===== DATA EXCERPT
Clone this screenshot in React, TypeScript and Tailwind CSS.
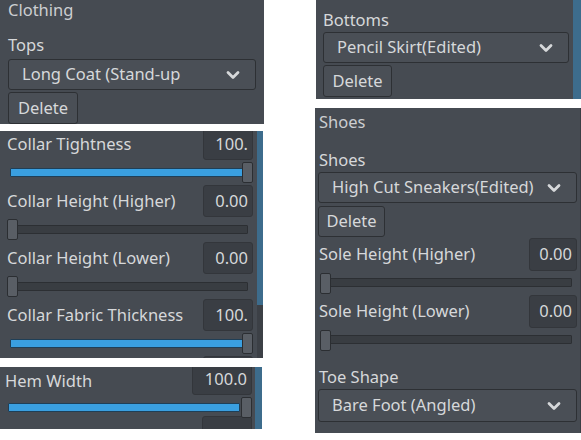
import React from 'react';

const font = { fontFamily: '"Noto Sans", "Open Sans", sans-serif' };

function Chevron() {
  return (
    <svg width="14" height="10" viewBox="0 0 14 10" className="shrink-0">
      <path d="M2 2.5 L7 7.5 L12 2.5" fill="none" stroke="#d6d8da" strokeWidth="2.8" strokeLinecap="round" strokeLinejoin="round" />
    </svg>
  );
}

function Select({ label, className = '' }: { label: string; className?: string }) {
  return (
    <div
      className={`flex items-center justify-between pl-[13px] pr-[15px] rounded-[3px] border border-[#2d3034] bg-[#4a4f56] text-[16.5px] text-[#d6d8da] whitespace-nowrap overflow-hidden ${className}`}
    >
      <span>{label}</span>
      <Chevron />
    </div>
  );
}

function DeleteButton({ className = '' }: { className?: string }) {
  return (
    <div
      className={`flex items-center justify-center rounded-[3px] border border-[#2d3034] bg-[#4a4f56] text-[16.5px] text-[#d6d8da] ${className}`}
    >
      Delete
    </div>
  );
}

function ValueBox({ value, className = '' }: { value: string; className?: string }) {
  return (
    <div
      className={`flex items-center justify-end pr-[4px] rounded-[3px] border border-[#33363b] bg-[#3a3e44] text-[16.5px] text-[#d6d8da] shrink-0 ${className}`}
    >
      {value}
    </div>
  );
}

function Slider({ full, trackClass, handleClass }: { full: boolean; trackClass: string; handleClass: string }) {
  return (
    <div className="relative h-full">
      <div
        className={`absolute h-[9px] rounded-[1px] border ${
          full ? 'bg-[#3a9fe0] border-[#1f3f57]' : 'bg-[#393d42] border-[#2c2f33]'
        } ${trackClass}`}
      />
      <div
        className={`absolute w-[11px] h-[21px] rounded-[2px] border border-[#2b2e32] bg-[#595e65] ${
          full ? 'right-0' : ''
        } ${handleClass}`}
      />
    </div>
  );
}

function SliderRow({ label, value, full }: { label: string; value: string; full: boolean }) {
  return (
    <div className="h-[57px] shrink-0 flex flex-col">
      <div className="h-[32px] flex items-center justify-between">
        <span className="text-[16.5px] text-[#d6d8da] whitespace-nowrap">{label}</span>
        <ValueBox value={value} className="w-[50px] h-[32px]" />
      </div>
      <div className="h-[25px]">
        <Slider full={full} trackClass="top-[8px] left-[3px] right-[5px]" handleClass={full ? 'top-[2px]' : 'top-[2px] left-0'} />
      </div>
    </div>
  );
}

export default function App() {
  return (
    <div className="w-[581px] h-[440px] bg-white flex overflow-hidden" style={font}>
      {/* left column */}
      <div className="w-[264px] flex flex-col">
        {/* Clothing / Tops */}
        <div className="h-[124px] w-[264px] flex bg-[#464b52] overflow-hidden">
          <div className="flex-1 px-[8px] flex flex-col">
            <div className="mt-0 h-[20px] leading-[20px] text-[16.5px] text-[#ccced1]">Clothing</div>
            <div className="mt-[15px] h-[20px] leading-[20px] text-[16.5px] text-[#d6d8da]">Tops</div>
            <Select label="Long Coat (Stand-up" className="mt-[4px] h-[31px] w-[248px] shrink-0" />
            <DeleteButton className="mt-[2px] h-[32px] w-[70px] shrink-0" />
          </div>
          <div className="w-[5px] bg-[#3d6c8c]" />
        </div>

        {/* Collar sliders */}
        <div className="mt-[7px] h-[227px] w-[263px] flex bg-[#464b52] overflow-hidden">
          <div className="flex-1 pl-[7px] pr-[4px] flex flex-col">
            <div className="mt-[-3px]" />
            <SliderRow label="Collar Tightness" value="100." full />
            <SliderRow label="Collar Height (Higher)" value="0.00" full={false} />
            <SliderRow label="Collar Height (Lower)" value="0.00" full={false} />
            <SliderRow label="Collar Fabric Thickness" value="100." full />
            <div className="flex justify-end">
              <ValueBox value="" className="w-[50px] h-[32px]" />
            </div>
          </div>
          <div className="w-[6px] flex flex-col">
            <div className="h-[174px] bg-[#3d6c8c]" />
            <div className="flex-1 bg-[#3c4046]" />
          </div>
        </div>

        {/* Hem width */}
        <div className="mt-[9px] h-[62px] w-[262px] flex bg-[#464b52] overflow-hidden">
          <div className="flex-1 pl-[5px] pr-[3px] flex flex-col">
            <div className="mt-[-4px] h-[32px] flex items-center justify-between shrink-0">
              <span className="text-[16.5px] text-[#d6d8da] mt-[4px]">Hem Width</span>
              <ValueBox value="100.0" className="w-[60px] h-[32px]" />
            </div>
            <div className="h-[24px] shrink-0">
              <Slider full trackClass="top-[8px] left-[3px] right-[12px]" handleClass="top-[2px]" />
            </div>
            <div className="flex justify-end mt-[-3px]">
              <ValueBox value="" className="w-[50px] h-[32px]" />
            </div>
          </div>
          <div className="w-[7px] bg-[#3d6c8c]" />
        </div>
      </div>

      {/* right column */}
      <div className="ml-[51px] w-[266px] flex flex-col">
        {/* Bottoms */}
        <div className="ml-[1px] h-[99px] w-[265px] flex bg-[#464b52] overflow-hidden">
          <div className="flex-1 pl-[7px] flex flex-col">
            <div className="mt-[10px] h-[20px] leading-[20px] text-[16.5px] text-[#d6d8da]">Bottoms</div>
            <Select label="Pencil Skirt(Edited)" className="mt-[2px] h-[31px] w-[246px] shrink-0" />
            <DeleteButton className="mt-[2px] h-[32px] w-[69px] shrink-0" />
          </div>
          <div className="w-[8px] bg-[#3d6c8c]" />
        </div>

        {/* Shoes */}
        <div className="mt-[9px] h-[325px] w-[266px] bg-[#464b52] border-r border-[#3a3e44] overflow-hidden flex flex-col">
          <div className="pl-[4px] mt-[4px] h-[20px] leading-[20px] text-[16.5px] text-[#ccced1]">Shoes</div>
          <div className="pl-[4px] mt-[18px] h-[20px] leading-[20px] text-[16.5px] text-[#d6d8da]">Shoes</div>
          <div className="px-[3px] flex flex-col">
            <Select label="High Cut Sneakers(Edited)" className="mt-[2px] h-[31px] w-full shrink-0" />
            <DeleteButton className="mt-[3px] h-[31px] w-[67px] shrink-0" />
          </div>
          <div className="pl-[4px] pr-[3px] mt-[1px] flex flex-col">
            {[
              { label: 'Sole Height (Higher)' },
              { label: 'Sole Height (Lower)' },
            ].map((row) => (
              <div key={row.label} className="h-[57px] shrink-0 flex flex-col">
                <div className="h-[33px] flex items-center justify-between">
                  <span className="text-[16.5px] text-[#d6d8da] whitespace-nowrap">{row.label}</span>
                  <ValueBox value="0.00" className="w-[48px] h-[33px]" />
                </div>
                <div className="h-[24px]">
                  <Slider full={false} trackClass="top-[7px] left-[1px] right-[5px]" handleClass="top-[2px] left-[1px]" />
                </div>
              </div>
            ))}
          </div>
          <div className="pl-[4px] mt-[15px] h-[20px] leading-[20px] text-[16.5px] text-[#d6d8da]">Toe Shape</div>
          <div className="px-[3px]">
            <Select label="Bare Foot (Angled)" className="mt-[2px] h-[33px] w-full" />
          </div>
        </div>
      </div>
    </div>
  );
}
==========
WHAT IS NEEDED:
Give all the lines above again, character for character, without pictures.

FINAL RESULT:
Clone this screenshot in React, TypeScript and Tailwind CSS.
import React from 'react';

const font = { fontFamily: '"Noto Sans", "Open Sans", sans-serif' };

function Chevron() {
  return (
    <svg width="14" height="10" viewBox="0 0 14 10" className="shrink-0">
      <path d="M2 2.5 L7 7.5 L12 2.5" fill="none" stroke="#d6d8da" strokeWidth="2.8" strokeLinecap="round" strokeLinejoin="round" />
    </svg>
  );
}

function Select({ label, className = '' }: { label: string; className?: string }) {
  return (
    <div
      className={`flex items-center justify-between pl-[13px] pr-[15px] rounded-[3px] border border-[#2d3034] bg-[#4a4f56] text-[16.5px] text-[#d6d8da] whitespace-nowrap overflow-hidden ${className}`}
    >
      <span>{label}</span>
      <Chevron />
    </div>
  );
}

function DeleteButton({ className = '' }: { className?: string }) {
  return (
    <div
      className={`flex items-center justify-center rounded-[3px] border border-[#2d3034] bg-[#4a4f56] text-[16.5px] text-[#d6d8da] ${className}`}
    >
      Delete
    </div>
  );
}

function ValueBox({ value, className = '' }: { value: string; className?: string }) {
  return (
    <div
      className={`flex items-center justify-end pr-[4px] rounded-[3px] border border-[#33363b] bg-[#3a3e44] text-[16.5px] text-[#d6d8da] shrink-0 ${className}`}
    >
      {value}
    </div>
  );
}

function Slider({ full, trackClass, handleClass }: { full: boolean; trackClass: string; handleClass: string }) {
  return (
    <div className="relative h-full">
      <div
        className={`absolute h-[9px] rounded-[1px] border ${
          full ? 'bg-[#3a9fe0] border-[#1f3f57]' : 'bg-[#393d42] border-[#2c2f33]'
        } ${trackClass}`}
      />
      <div
        className={`absolute w-[11px] h-[21px] rounded-[2px] border border-[#2b2e32] bg-[#595e65] ${
          full ? 'right-0' : ''
        } ${handleClass}`}
      />
    </div>
  );
}

function SliderRow({ label, value, full }: { label: string; value: string; full: boolean }) {
  return (
    <div className="h-[57px] shrink-0 flex flex-col">
      <div className="h-[32px] flex items-center justify-between">
        <span className="text-[16.5px] text-[#d6d8da] whitespace-nowrap">{label}</span>
        <ValueBox value={value} className="w-[50px] h-[32px]" />
      </div>
      <div className="h-[25px]">
        <Slider full={full} trackClass="top-[8px] left-[3px] right-[5px]" handleClass={full ? 'top-[2px]' : 'top-[2px] left-0'} />
      </div>
    </div>
  );
}

export default function App() {
  return (
    <div className="w-[581px] h-[440px] bg-white flex overflow-hidden" style={font}>
      {/* left column */}
      <div className="w-[264px] flex flex-col">
        {/* Clothing / Tops */}
        <div className="h-[124px] w-[264px] flex bg-[#464b52] overflow-hidden">
          <div className="flex-1 px-[8px] flex flex-col">
            <div className="mt-0 h-[20px] leading-[20px] text-[16.5px] text-[#ccced1]">Clothing</div>
            <div className="mt-[15px] h-[20px] leading-[20px] text-[16.5px] text-[#d6d8da]">Tops</div>
            <Select label="Long Coat (Stand-up" className="mt-[4px] h-[31px] w-[248px] shrink-0" />
            <DeleteButton className="mt-[2px] h-[32px] w-[70px] shrink-0" />
          </div>
          <div className="w-[5px] bg-[#3d6c8c]" />
        </div>

        {/* Collar sliders */}
        <div className="mt-[7px] h-[227px] w-[263px] flex bg-[#464b52] overflow-hidden">
          <div className="flex-1 pl-[7px] pr-[4px] flex flex-col">
            <div className="mt-[-3px]" />
            <SliderRow label="Collar Tightness" value="100." full />
            <SliderRow label="Collar Height (Higher)" value="0.00" full={false} />
            <SliderRow label="Collar Height (Lower)" value="0.00" full={false} />
            <SliderRow label="Collar Fabric Thickness" value="100." full />
            <div className="flex justify-end">
              <ValueBox value="" className="w-[50px] h-[32px]" />
            </div>
          </div>
          <div className="w-[6px] flex flex-col">
            <div className="h-[174px] bg-[#3d6c8c]" />
            <div className="flex-1 bg-[#3c4046]" />
          </div>
        </div>

        {/* Hem width */}
        <div className="mt-[9px] h-[62px] w-[262px] flex bg-[#464b52] overflow-hidden">
          <div className="flex-1 pl-[5px] pr-[3px] flex flex-col">
            <div className="mt-[-4px] h-[32px] flex items-center justify-between shrink-0">
              <span className="text-[16.5px] text-[#d6d8da] mt-[4px]">Hem Width</span>
              <ValueBox value="100.0" className="w-[60px] h-[32px]" />
            </div>
            <div className="h-[24px] shrink-0">
              <Slider full trackClass="top-[8px] left-[3px] right-[12px]" handleClass="top-[2px]" />
            </div>
            <div className="flex justify-end mt-[-3px]">
              <ValueBox value="" className="w-[50px] h-[32px]" />
            </div>
          </div>
          <div className="w-[7px] bg-[#3d6c8c]" />
        </div>
      </div>

      {/* right column */}
      <div className="ml-[51px] w-[266px] flex flex-col">
        {/* Bottoms */}
        <div className="ml-[1px] h-[99px] w-[265px] flex bg-[#464b52] overflow-hidden">
          <div className="flex-1 pl-[7px] flex flex-col">
            <div className="mt-[10px] h-[20px] leading-[20px] text-[16.5px] text-[#d6d8da]">Bottoms</div>
            <Select label="Pencil Skirt(Edited)" className="mt-[2px] h-[31px] w-[246px] shrink-0" />
            <DeleteButton className="mt-[2px] h-[32px] w-[69px] shrink-0" />
          </div>
          <div className="w-[8px] bg-[#3d6c8c]" />
        </div>

        {/* Shoes */}
        <div className="mt-[9px] h-[325px] w-[266px] bg-[#464b52] border-r border-[#3a3e44] overflow-hidden flex flex-col">
          <div className="pl-[4px] mt-[4px] h-[20px] leading-[20px] text-[16.5px] text-[#ccced1]">Shoes</div>
          <div className="pl-[4px] mt-[18px] h-[20px] leading-[20px] text-[16.5px] text-[#d6d8da]">Shoes</div>
          <div className="px-[3px] flex flex-col">
            <Select label="High Cut Sneakers(Edited)" className="mt-[2px] h-[31px] w-full shrink-0" />
            <DeleteButton className="mt-[3px] h-[31px] w-[67px] shrink-0" />
          </div>
          <div className="pl-[4px] pr-[3px] mt-[1px] flex flex-col">
            {[
              { label: 'Sole Height (Higher)' },
              { label: 'Sole Height (Lower)' },
            ].map((row) => (
              <div key={row.label} className="h-[57px] shrink-0 flex flex-col">
                <div className="h-[33px] flex items-center justify-between">
                  <span className="text-[16.5px] text-[#d6d8da] whitespace-nowrap">{row.label}</span>
                  <ValueBox value="0.00" className="w-[48px] h-[33px]" />
                </div>
                <div className="h-[24px]">
                  <Slider full={false} trackClass="top-[7px] left-[1px] right-[5px]" handleClass="top-[2px] left-[1px]" />
                </div>
              </div>
            ))}
          </div>
          <div className="pl-[4px] mt-[15px] h-[20px] leading-[20px] text-[16.5px] text-[#d6d8da]">Toe Shape</div>
          <div className="px-[3px]">
            <Select label="Bare Foot (Angled)" className="mt-[2px] h-[33px] w-full" />
          </div>
        </div>
      </div>
    </div>
  );
}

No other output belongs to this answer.